As children, our parents let us know – early on – that telling the truth was much less painful than lying. After a few incidents that let me know the punishment to expect when lying occurred, I finally got the picture. (Sometimes I’m a bit remedial). But I do know this style of parenting made me sensitive about broken promises which, in some cases, turned out to be simply lies.
Today, our contentious political ideologies are, at best, confusing and, at worst, frustrating. Much of what we read and hear are lies – or at least fabrications from spin-rooms -- so much so, that discerning truth from lies has become a cottage industry among political pundits. But for my friend, Della, who is 65, life is much more challenging because she is married to a pathological liar. Determining the real from the made up has become her daily routine.
According to Dr. Christian Jarrett, a neuroscience writer, most pathological liars are not psychopaths, nor do they necessarily have a personality disorder. Indeed, pathological liars often lie for no apparent purpose. Another key feature of pathological lying is that the lies are often particularly bizarre or far-fetched.
When we first met Della’s husband Larry, socially, he told us his basketball career after college was cut short by his knee injury while he played for the NBA. He said he was hurt when he collided with Magic Johnson. We didn’t ask him what team had drafted him.
He also told us, unsolicited, he had nursed his first wife through a fatal illness. His adventures on the professional rodeo circuit came next, and, in addition, he said he had served in Vietnam and an older brother was killed during that war, recalling how he would get home from school, only to find his bereaved mother, sitting in his brother’s room, rocking in a rocking chair for hours as she gazed out of the window.
A few days later, when I met Della for coffee, I commented about Larry’s difficult-but-adventurous life and shared what he had told us. She nodded and looked down, embarrassed.
“I’m so sorry that happened, but none of what he told you is true,” she confided. “He never played in the NBA, and in college, was only good enough to play intramural basketball. His uncle was a bull rider at small-town rodeos on weekends and his poor, dead first wife is alive, well and living in Arizona. About the only thing he’s ever nursed was his shattered ego when she divorced him for serial adultery. He never had an older brother and the closest he got to ‘Nam was the physical that disqualified him from going into the service.”
I could tell Della was devastated to have to refute her husband’s lies…all unnecessary, particularly upon first meeting him socially.
So why do people like Larry -- successful in his field, with a wonderful wife and a beautiful, blended family -- feel they have to lie?

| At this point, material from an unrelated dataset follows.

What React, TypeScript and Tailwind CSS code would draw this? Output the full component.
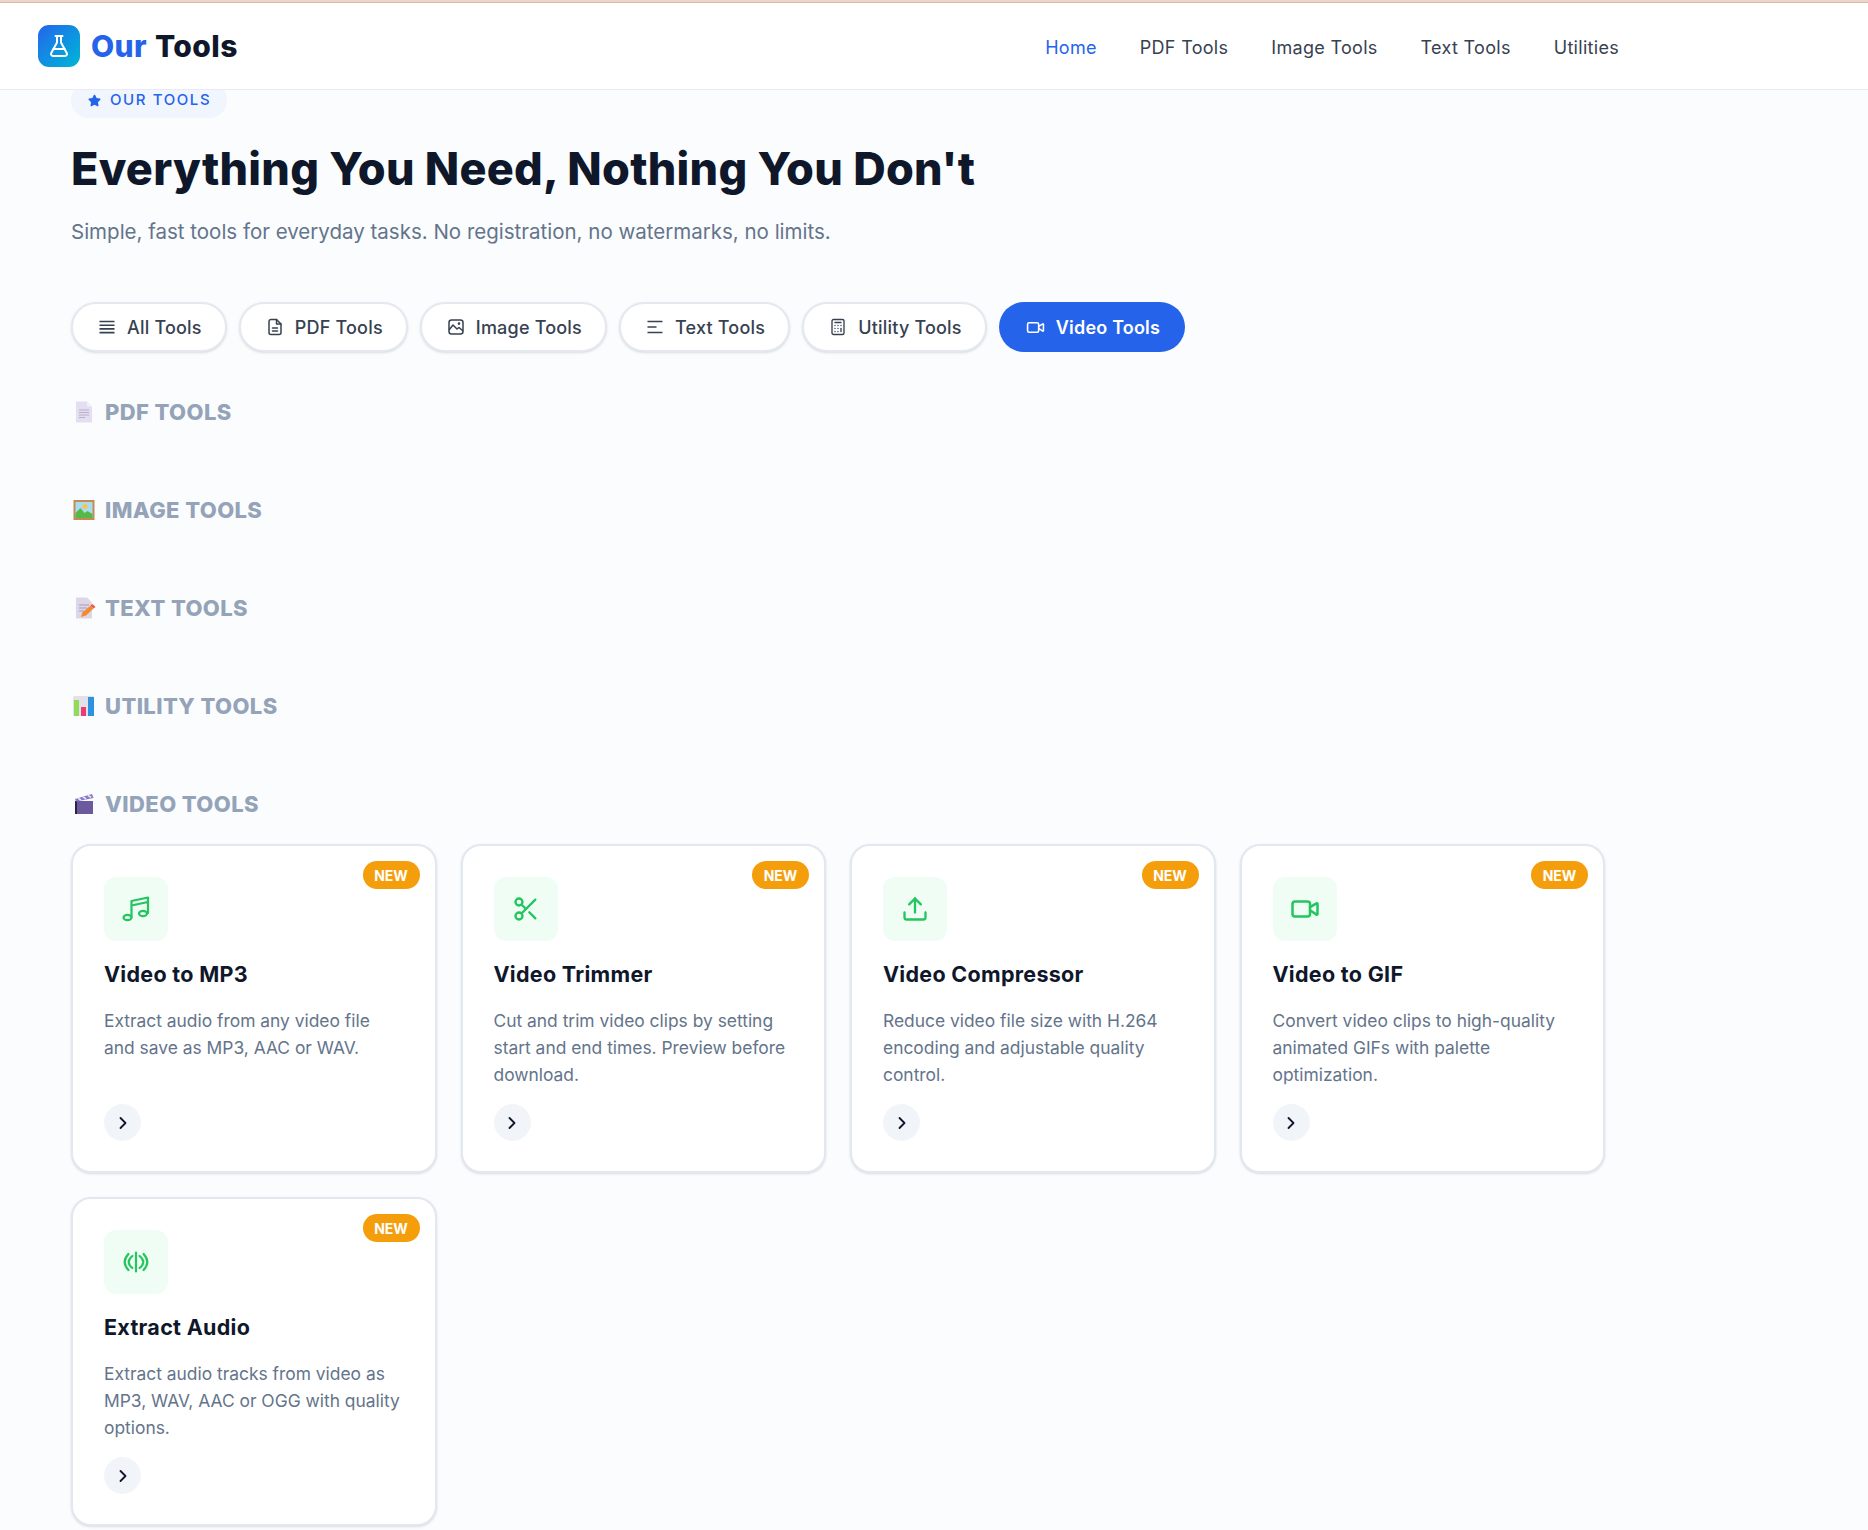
import { ChevronRight, FlaskConical, Calculator, Video, Scissors, Upload } from 'lucide-react';
import { FaStar } from 'react-icons/fa';
import type { ReactNode } from 'react';

const AllIcon = () => (
  <svg width="18" height="18" viewBox="0 0 18 18" fill="none" stroke="currentColor" strokeWidth="1.6">
    <path d="M1.5 3.5h15M1.5 7.2h15M1.5 10.9h15M1.5 14.6h15" />
  </svg>
);

const FileIcon = () => (
  <svg width="18" height="18" viewBox="0 0 18 18" fill="none" stroke="currentColor" strokeWidth="1.5" strokeLinecap="round" strokeLinejoin="round">
    <path d="M10.500 1.500H5a2 2 0 0 0-2 2v11a2 2 0 0 0 2 2h8a2 2 0 0 0 2-2V6z" />
    <path d="M10.500 1.500V6H15M6.500 10h5M6.500 13h5" />
  </svg>
);

const ImageIcon = () => (
  <svg width="18" height="18" viewBox="0 0 18 18" fill="none" stroke="currentColor" strokeWidth="1.5" strokeLinejoin="round">
    <rect x="2" y="2" width="14" height="14" rx="2.5" />
    <path d="M2 12l4-5 4 4 2-1.5 4 3.5" />
    <circle cx="12" cy="5.6" r="0.6" />
  </svg>
);

const TextIcon = () => (
  <svg width="18" height="18" viewBox="0 0 18 18" fill="none" stroke="currentColor" strokeWidth="1.6">
    <path d="M1.5 3.5h15M1.5 9h9M1.5 14.5h15" />
  </svg>
);

const MusicIcon = () => (
  <svg width="28" height="28" viewBox="0 0 28 28" fill="none" stroke="currentColor" strokeWidth="2.2" strokeLinecap="round" strokeLinejoin="round">
    <ellipse cx="5.500" cy="22.500" rx="4" ry="2.700" />
    <ellipse cx="21" cy="18.500" rx="4" ry="2.700" />
    <path d="M9.500 22V6l16.500-3.500V18M9.500 10.500L26 7" />
  </svg>
);

const AudioIcon = () => (
  <svg width="26" height="26" viewBox="0 0 26 26" fill="none" stroke="currentColor" strokeWidth="2.200" strokeLinecap="round">
    <path d="M13 3.500v19M9.400 7Q2 13 9.400 19M16.600 7Q24 13 16.600 19M5.400 5Q-2 13 5.400 21M20.600 5Q28 13 20.600 21" />
  </svg>
);

const PdfEmoji = () => (
  <svg width="24" height="24" viewBox="0 0 24 24">
    <path d="M4 1.500h11l5 5V22.500H4z" fill="#e4dff0" />
    <path d="M15 1.500l5 5h-5z" fill="#f2eff8" />
    <path d="M7 10h10M7 12.500h10M7 15h10M7 17.500h6" stroke="#b9aecb" strokeWidth="1" />
  </svg>
);

const ImageEmoji = () => (
  <svg width="24" height="24" viewBox="0 0 24 24">
    <rect x="1.500" y="2" width="21" height="20" fill="#c48a56" />
    <rect x="3.500" y="4" width="17" height="16" fill="#a9dcef" />
    <circle cx="13" cy="8.500" r="2.500" fill="#f8c44a" />
    <path d="M3.500 15l5-5 4 5 3-2 5 3v4h-17z" fill="#57b84a" />
  </svg>
);

const TextEmoji = () => (
  <svg width="24" height="24" viewBox="0 0 24 24">
    <path d="M4 1.500h11l5 5V22.500H4z" fill="#ddd6e6" />
    <path d="M7 9h10M7 12h8M7 15h5" stroke="#a79ab8" strokeWidth="1" />
    <path d="M9 21l1.500-4.500 8-7 3 3-7.500 7z" fill="#f58a2c" />
    <path d="M18.500 9.500l2-1.500 3 3-2 1.500z" fill="#f0584a" />
  </svg>
);

const UtilityEmoji = () => (
  <svg width="24" height="24" viewBox="0 0 24 24">
    <rect x="1" y="2" width="21" height="20" rx="1.500" fill="#e4e0ea" />
    <rect x="2" y="6" width="5" height="16" fill="#8fdc5a" />
    <rect x="9" y="13" width="5" height="9" fill="#e83e74" />
    <rect x="16" y="3" width="6" height="19" fill="#2c93e0" />
  </svg>
);

const VideoEmoji = () => (
  <svg width="24" height="24" viewBox="0 0 24 24">
    <path d="M3 9h18v13H3z" fill="#6b5b9e" />
    <path d="M3 9h2v13H3z" fill="#2b2440" />
    <path d="M3 7l17-5 1.500 4L4 9.500z" fill="#8d7bc8" />
    <path d="M6 6.200l3 2M11 4.800l3 2M16 3.300l3 2" stroke="#f1edf9" strokeWidth="1.400" />
  </svg>
);

const filters: { label: string; icon: ReactNode; active?: boolean }[] = [
  { label: 'All Tools', icon: <AllIcon /> },
  { label: 'PDF Tools', icon: <FileIcon /> },
  { label: 'Image Tools', icon: <ImageIcon /> },
  { label: 'Text Tools', icon: <TextIcon /> },
  { label: 'Utility Tools', icon: <Calculator size={18} strokeWidth={1.8} /> },
  { label: 'Video Tools', icon: <Video size={19} strokeWidth={2} />, active: true },
];

const sections: { title: string; emoji: ReactNode }[] = [
  { title: 'PDF Tools', emoji: <PdfEmoji /> },
  { title: 'Image Tools', emoji: <ImageEmoji /> },
  { title: 'Text Tools', emoji: <TextEmoji /> },
  { title: 'Utility Tools', emoji: <UtilityEmoji /> },
];

const tools: { name: string; desc: string; icon: ReactNode }[] = [
  { name: 'Video to MP3', desc: 'Extract audio from any video file and save as MP3, AAC or WAV.', icon: <MusicIcon /> },
  { name: 'Video Trimmer', desc: 'Cut and trim video clips by setting start and end times. Preview before download.', icon: <Scissors size={28} strokeWidth={2} /> },
  { name: 'Video Compressor', desc: 'Reduce video file size with H.264 encoding and adjustable quality control.', icon: <Upload size={28} strokeWidth={2} /> },
  { name: 'Video to GIF', desc: 'Convert video clips to high-quality animated GIFs with palette optimization.', icon: <Video size={30} strokeWidth={2} /> },
  { name: 'Extract Audio', desc: 'Extract audio tracks from video as MP3, WAV, AAC or OGG with quality options.', icon: <AudioIcon /> },
];

const SectionTitle = ({ title, emoji }: { title: string; emoji: ReactNode }) => (
  <h2 className="flex h-[28px] items-center gap-[9px] text-[22px] font-extrabold uppercase leading-[28px] tracking-[0.4px] text-[#94a3b8]">
    <span className="ml-[1px] flex w-[24px] justify-center">{emoji}</span>
    {title}
  </h2>
);

export default function App() {
  return (
    <div className="min-h-[1530px] w-[1868px] bg-[#fafcfe] font-['Inter',sans-serif]">
      <div className="h-[3px] border-b border-[#d9bbab] bg-[#ecd5ca]" />
      <header className="relative z-10 flex h-[87px] items-center justify-between border-b border-[#e8ecf2] bg-white pl-[38px] pr-[249px]">
        <div className="flex items-center gap-[11px]">
          <div className="flex h-[42px] w-[42px] items-center justify-center rounded-[11px] bg-linear-to-br from-[#2563eb] to-[#06b6d4] text-white">
            <FlaskConical size={24} strokeWidth={2} />
          </div>
          <span className="text-[30px] font-extrabold tracking-[0.4px] [word-spacing:1px] text-[#0f172a]">
            <span className="text-[#2563eb]">Our</span> Tools
          </span>
        </div>
        <nav className="flex gap-[43px] pt-[3px] text-[18px] font-normal tracking-[0.3px] text-[#374151]">
          <a className="text-[#2563eb]">Home</a>
          <a>PDF Tools</a>
          <a>Image Tools</a>
          <a>Text Tools</a>
          <a>Utilities</a>
        </nav>
      </header>

      <main className="max-w-[1605px] pl-[71px]">
        <div className="-mt-[8px] flex h-[36px] w-[156px] items-center gap-[9px] rounded-full bg-[#f0f5fe] pl-[17px] text-[15px] font-medium tracking-[1.6px] text-[#2563eb]">
          <FaStar size={13} />
          OUR TOOLS
        </div>

        <h1 className="mt-[23px] text-[45px] font-extrabold leading-[56px] tracking-[0.25px] text-[#0f172a]">
          Everything You Need, Nothing You Don't
        </h1>
        <p className="mt-[19px] text-[20.500px] leading-[32px] text-[#64748b]">
          Simple, fast tools for everyday tasks. No registration, no watermarks, no limits.
        </p>

        <div className="mt-[54px] flex gap-[12px]">
          {filters.map((f) => (
            <button
              key={f.label}
              className={
                f.active
                  ? 'flex h-[50px] items-center gap-[11px] rounded-full bg-[#2563eb] pl-[27px] pr-[25px] text-[18px] font-semibold tracking-[0.2px] text-white'
                  : 'flex h-[50px] items-center gap-[11px] rounded-full border-2 border-[#e5e9ef] bg-white pl-[25px] pr-[23px] text-[18px] font-medium tracking-[0.2px] text-[#374151] shadow-sm'
              }
            >
              {f.icon}
              {f.label}
            </button>
          ))}
        </div>

        <div className="mt-[46px] flex flex-col gap-[70px]">
          {sections.map((s) => (
            <SectionTitle key={s.title} title={s.title} emoji={s.emoji} />
          ))}
          <section>
            <SectionTitle title="Video Tools" emoji={<VideoEmoji />} />
            <div className="mt-[26px] grid grid-cols-4 gap-6">
              {tools.map((t) => (
                <div
                  key={t.name}
                  className="relative flex h-[329px] flex-col rounded-[20px] border-2 border-[#e2e8f0] bg-white px-[31px] pt-[31px] shadow-sm"
                >
                  <span className="absolute right-[15px] top-[15px] flex h-[28px] w-[57px] items-center justify-center rounded-full bg-[#f59e0b] text-[14px] font-bold text-white">
                    NEW
                  </span>
                  <div className="flex h-[64px] w-[64px] items-center justify-center rounded-[12px] bg-[#f0fdf4] text-[#22c55e]">
                    {t.icon}
                  </div>
                  <h3 className="mt-[19px] text-[21.500px] font-bold leading-[28px] tracking-[0.3px] text-[#0f172a]">{t.name}</h3>
                  <p className="mt-[19px] text-[17.400px] leading-[27px] text-[#64748b]">{t.desc}</p>
                  <div className="absolute bottom-[30px] left-[31px] flex h-[37px] w-[37px] items-center justify-center rounded-full bg-[#f1f5f9] text-[#0f172a]">
                    <ChevronRight size={20} strokeWidth={2.2} />
                  </div>
                </div>
              ))}
            </div>
          </section>
        </div>
      </main>
    </div>
  );
}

Researchers Dr. Drew Curtis and Dr. Christian Hart believe pathological lying should become a discrete psychiatric diagnosis. In one study they asked hundreds of volunteers to complete several measures of lying behavior. In analyzing the results, they found between 8 percent and 13 percent of their subjects met the criteria for being a pathological liar.
Their findings fit in with theories already in scientific literature, suggesting pathological liars tell tall-tales – especially of far-fetched past achievements or suffering, or grandiose social connections – as a kind of unconscious strategy to boost their fragile sense of self or low self-esteem.
In a case reported in 2015, a woman told her therapists she had made several suicide attempts. She also claimed her mother had been executed in California for killing her father and stepfather, that her brother and sister had been killed and buried in the backyard by her mother, and that she had two children, including one who was the product of a rape by one of her siblings.
S u b s e q u e n t investigations suggested none of this was true, except that she did have one son. Her physicians said their patient’s compulsive lying was a “means to assert autonomy in the face of lack of self-esteem.”
So, what the experts told Della about dealing with Larry’s lying?
“The therapists I saw told me to remember the likely cause of his tendency to tell so many far-fetched stories. While these tall tales might be irritating, if it’s driven by deep-seated insecurity, see it as a call for help,” she said, tears sliding down her cheeks. “And they said to resist the urge to confront him too forcefully or without sympathy.”
My friend dabbed her eyes, needlessly apologized and continued. “They also said if the person you care about is a pathological liar, perhaps you could help them find more productive ways to address their low selfesteem and anxiety, or even help them come to terms with a difficult past, if that’s relevant.
“But here’s the surprising part,” she said, her voice gradually sounding stronger. “Although research into various possible treatments is largely lacking (partly because ‘pathological liar’ has yet to be recognized as a formal diagnosis), a sensible step could be to gently encourage Larry or any other pathological liar you know to seek professional mental health support.”
A Happy Ending: Della and Larry consulted a psychiatrist and began therapy, individually and as a couple. After that, they attended – and continue to meet with -- a support group for patients and their significant others. Della was absolutely radiant as she told me about her journey recently. “I feel I am living with the real Larry,” she said, “and it’s been so exciting to see him become more comfortable in his own skin. We’ve made it through the most difficult part, and from now on, we’ll check in with the therapist as a kind of maintenance.”